Captain from Castile


A curious thing: the studios favored swashbucklers for the visual excitement they could offer – action, costumes, and spectacle – yet they used novels as source materials presumably would focus on the generic elements central to historical fiction that diverge from the elements central to the films. Captain from Castile (20th Century-Fox, Henry King) was a Tyrone Power action-romance vehicle set against the backdrop of the Inquisition and the Spanish conquest of Mexico. The film-studies truism for historical films is that they inevitably say more about the current times than the past, but with Captain one does not have to scratch too far beneath the surface: Power and costar Jean Peters are typically American in affect, and the New World story seems mostly an excuse to shore up American ideologies of individualism and class mobility.

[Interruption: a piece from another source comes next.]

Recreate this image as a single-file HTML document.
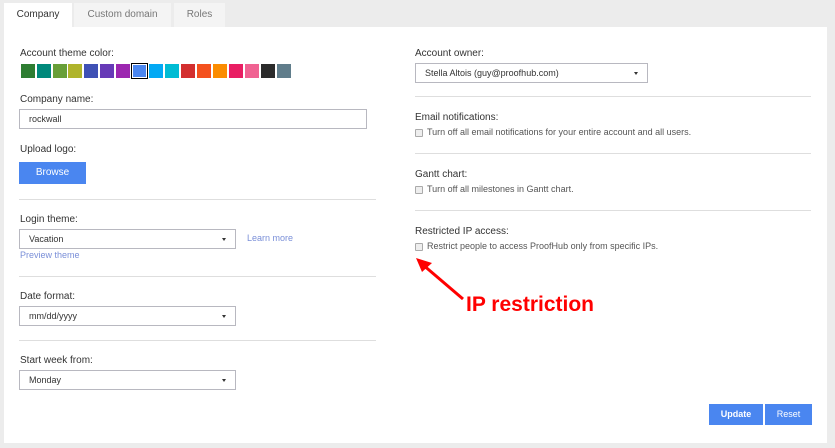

Remarkably, the opening title promises location verisimilitude similar to Fox’s pseudodocumentaries, touting “actual locations,” an odd claim given the genre (“escapist,” not realist) and the lack of identifiable Mexican locations. It’s hard to get used to how dark this film looks. The Technicolor is hampered by a heavy reliance on day-for-night and even location shooting.



There are nonetheless some striking intimate moments


and occasional unusual framings


On a less serious note, I’ve never been to Spain, but I wonder if Castile has palm trees.